- **Task requirements**:
Restate each line word for word. Leave out every picture.

- **Collected material**:
--------------------------------

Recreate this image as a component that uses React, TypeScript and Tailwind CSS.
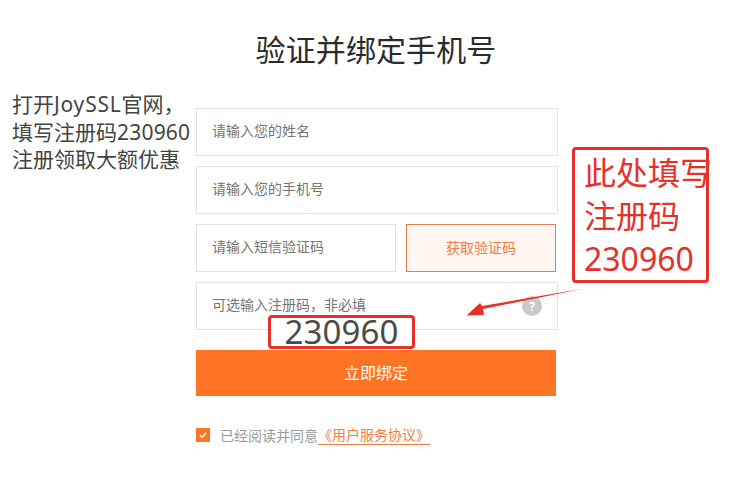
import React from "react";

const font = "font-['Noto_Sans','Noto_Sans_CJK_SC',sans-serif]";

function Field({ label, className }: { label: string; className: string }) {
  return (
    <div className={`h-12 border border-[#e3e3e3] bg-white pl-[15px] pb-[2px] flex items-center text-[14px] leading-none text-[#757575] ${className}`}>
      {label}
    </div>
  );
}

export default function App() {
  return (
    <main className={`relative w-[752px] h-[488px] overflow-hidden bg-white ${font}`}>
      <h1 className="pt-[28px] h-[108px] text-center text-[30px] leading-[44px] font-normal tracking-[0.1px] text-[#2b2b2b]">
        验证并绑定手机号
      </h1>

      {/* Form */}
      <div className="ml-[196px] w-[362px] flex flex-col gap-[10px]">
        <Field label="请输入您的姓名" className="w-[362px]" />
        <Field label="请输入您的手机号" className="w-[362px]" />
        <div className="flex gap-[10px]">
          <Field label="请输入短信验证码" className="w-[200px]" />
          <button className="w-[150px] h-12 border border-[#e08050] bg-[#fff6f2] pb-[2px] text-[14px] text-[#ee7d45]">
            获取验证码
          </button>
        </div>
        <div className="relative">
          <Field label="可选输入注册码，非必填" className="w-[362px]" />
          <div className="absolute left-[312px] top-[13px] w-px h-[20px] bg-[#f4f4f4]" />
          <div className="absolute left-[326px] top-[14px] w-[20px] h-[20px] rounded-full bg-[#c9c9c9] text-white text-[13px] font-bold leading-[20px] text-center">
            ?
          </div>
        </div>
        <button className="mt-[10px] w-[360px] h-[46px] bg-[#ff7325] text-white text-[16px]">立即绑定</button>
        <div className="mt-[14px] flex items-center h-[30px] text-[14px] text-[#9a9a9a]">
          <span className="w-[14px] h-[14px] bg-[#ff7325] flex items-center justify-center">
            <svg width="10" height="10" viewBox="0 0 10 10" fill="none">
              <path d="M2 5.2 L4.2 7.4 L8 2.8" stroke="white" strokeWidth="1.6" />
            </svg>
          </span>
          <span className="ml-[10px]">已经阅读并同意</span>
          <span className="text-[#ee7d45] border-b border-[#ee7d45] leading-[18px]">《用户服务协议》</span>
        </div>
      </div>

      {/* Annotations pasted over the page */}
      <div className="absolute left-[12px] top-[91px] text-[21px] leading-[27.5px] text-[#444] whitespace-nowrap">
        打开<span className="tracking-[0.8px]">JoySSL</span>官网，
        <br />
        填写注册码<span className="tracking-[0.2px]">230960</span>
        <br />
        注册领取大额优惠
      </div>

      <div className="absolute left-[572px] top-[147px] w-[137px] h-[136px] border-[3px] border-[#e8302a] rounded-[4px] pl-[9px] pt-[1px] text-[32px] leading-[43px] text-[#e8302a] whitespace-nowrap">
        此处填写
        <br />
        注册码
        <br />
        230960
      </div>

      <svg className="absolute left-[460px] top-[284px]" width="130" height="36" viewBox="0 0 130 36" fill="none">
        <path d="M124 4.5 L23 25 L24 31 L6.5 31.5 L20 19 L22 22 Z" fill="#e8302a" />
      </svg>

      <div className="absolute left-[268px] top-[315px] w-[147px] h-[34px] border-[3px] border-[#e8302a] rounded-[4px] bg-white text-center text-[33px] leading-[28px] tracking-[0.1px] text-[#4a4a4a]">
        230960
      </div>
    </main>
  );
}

--------------------------------

- **Answer for this exercise**:
Recreate this image as a component that uses React, TypeScript and Tailwind CSS.
import React from "react";

const font = "font-['Noto_Sans','Noto_Sans_CJK_SC',sans-serif]";

function Field({ label, className }: { label: string; className: string }) {
  return (
    <div className={`h-12 border border-[#e3e3e3] bg-white pl-[15px] pb-[2px] flex items-center text-[14px] leading-none text-[#757575] ${className}`}>
      {label}
    </div>
  );
}

export default function App() {
  return (
    <main className={`relative w-[752px] h-[488px] overflow-hidden bg-white ${font}`}>
      <h1 className="pt-[28px] h-[108px] text-center text-[30px] leading-[44px] font-normal tracking-[0.1px] text-[#2b2b2b]">
        验证并绑定手机号
      </h1>

      {/* Form */}
      <div className="ml-[196px] w-[362px] flex flex-col gap-[10px]">
        <Field label="请输入您的姓名" className="w-[362px]" />
        <Field label="请输入您的手机号" className="w-[362px]" />
        <div className="flex gap-[10px]">
          <Field label="请输入短信验证码" className="w-[200px]" />
          <button className="w-[150px] h-12 border border-[#e08050] bg-[#fff6f2] pb-[2px] text-[14px] text-[#ee7d45]">
            获取验证码
          </button>
        </div>
        <div className="relative">
          <Field label="可选输入注册码，非必填" className="w-[362px]" />
          <div className="absolute left-[312px] top-[13px] w-px h-[20px] bg-[#f4f4f4]" />
          <div className="absolute left-[326px] top-[14px] w-[20px] h-[20px] rounded-full bg-[#c9c9c9] text-white text-[13px] font-bold leading-[20px] text-center">
            ?
          </div>
        </div>
        <button className="mt-[10px] w-[360px] h-[46px] bg-[#ff7325] text-white text-[16px]">立即绑定</button>
        <div className="mt-[14px] flex items-center h-[30px] text-[14px] text-[#9a9a9a]">
          <span className="w-[14px] h-[14px] bg-[#ff7325] flex items-center justify-center">
            <svg width="10" height="10" viewBox="0 0 10 10" fill="none">
              <path d="M2 5.2 L4.2 7.4 L8 2.8" stroke="white" strokeWidth="1.6" />
            </svg>
          </span>
          <span className="ml-[10px]">已经阅读并同意</span>
          <span className="text-[#ee7d45] border-b border-[#ee7d45] leading-[18px]">《用户服务协议》</span>
        </div>
      </div>

      {/* Annotations pasted over the page */}
      <div className="absolute left-[12px] top-[91px] text-[21px] leading-[27.5px] text-[#444] whitespace-nowrap">
        打开<span className="tracking-[0.8px]">JoySSL</span>官网，
        <br />
        填写注册码<span className="tracking-[0.2px]">230960</span>
        <br />
        注册领取大额优惠
      </div>

      <div className="absolute left-[572px] top-[147px] w-[137px] h-[136px] border-[3px] border-[#e8302a] rounded-[4px] pl-[9px] pt-[1px] text-[32px] leading-[43px] text-[#e8302a] whitespace-nowrap">
        此处填写
        <br />
        注册码
        <br />
        230960
      </div>

      <svg className="absolute left-[460px] top-[284px]" width="130" height="36" viewBox="0 0 130 36" fill="none">
        <path d="M124 4.5 L23 25 L24 31 L6.5 31.5 L20 19 L22 22 Z" fill="#e8302a" />
      </svg>

      <div className="absolute left-[268px] top-[315px] w-[147px] h-[34px] border-[3px] border-[#e8302a] rounded-[4px] bg-white text-center text-[33px] leading-[28px] tracking-[0.1px] text-[#4a4a4a]">
        230960
      </div>
    </main>
  );
}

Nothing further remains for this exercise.